Video: How does it look?
The transfer for “Schizopolis” is fairly good, though the aberrant highs and lows of the source material do contribute to an all-together “different” type of visual experience. Granted, this is the way the movie is supposed to look, so we’re greeted with a very interesting picture, to say the very least. The new 1.85:1 anamorphic transfer is something that is always welcome and though the movie is about as “low budget” as you can get, there are several scenes that look surprisingly good on DVD. The scenes alternate from a somewhat clean and vivid transfer to some stock footage and grainy in between shots. A very unique experience, it looks as good as it ever has.
Audio: How does it sound?
As for the audio, well you can only expect so much from a Dolby Digital 1.0 mono track. What we have is a rather good-sounding track, but it lacks any kind of depth that we’ve become so used to on bigger budget releases. Still, this movie is about as far away from sound as anything else, so dialogue, dialogue, dialogue is the key factor here. Speaking of dialogue (no pun intended), it sounds very clean, better than I was expecting for a mono track. However if you actually try to interpolate what is being said on screen, you just might go a little mad. Nevertheless, the audio isn’t disappointing in the least.

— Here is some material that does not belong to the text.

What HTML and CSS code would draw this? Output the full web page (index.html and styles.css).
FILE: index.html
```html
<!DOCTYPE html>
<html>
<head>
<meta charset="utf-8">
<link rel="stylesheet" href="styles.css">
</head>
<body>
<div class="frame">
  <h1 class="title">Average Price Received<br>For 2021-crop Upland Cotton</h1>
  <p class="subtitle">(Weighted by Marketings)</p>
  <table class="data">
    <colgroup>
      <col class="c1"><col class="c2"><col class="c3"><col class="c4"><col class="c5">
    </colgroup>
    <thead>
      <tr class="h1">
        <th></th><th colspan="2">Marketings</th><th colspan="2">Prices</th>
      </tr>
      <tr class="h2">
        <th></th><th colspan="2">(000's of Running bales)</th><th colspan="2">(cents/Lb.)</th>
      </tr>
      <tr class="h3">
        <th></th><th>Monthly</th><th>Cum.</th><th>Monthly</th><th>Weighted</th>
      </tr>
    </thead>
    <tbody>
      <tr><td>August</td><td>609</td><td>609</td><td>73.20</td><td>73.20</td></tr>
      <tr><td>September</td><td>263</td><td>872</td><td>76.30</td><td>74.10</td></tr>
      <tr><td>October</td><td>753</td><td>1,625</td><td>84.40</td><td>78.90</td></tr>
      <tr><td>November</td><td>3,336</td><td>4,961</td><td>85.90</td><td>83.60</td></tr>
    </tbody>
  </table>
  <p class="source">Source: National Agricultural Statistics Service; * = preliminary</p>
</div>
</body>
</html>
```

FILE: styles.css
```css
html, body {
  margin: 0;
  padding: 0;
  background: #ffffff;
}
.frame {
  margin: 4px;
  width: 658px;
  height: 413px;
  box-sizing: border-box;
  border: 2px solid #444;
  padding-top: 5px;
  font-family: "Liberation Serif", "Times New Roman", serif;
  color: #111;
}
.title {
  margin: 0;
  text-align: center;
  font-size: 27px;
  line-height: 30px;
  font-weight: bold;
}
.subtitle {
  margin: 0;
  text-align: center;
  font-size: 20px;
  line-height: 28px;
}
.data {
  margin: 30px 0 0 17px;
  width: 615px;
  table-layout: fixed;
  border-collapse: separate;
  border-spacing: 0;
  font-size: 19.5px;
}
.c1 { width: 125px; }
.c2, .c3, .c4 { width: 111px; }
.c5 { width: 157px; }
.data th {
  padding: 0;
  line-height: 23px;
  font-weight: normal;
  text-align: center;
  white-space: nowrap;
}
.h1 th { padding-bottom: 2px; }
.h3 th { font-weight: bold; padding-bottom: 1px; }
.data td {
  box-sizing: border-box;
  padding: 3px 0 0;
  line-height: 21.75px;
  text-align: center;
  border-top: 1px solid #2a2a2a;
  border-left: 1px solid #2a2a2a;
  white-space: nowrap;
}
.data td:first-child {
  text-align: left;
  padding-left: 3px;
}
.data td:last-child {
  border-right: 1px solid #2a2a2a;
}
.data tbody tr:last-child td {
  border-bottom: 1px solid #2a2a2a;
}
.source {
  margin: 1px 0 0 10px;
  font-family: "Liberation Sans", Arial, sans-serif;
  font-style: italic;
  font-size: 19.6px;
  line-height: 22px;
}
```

Supplements: What are the extras?
Criterion usually loads up their discs with some very interesting supplements and though two commentaries are provided here, one is worth a listen while the other is not. The first is Soderbergh interviewing…himself. An interesting and novel concept, to be sure, but ultimately it falls a bit flat as the novelty wears off. The second track is with the cast and crew and is a lot more informative and gets my recommendation as “the one to listen to”. A section entitled “Maximum Busy Muscle” is code for “Deleted Scenes” and they’re presented in very much the same way that the movie is. Lastly, a trailer is included as is the ever-present color bars.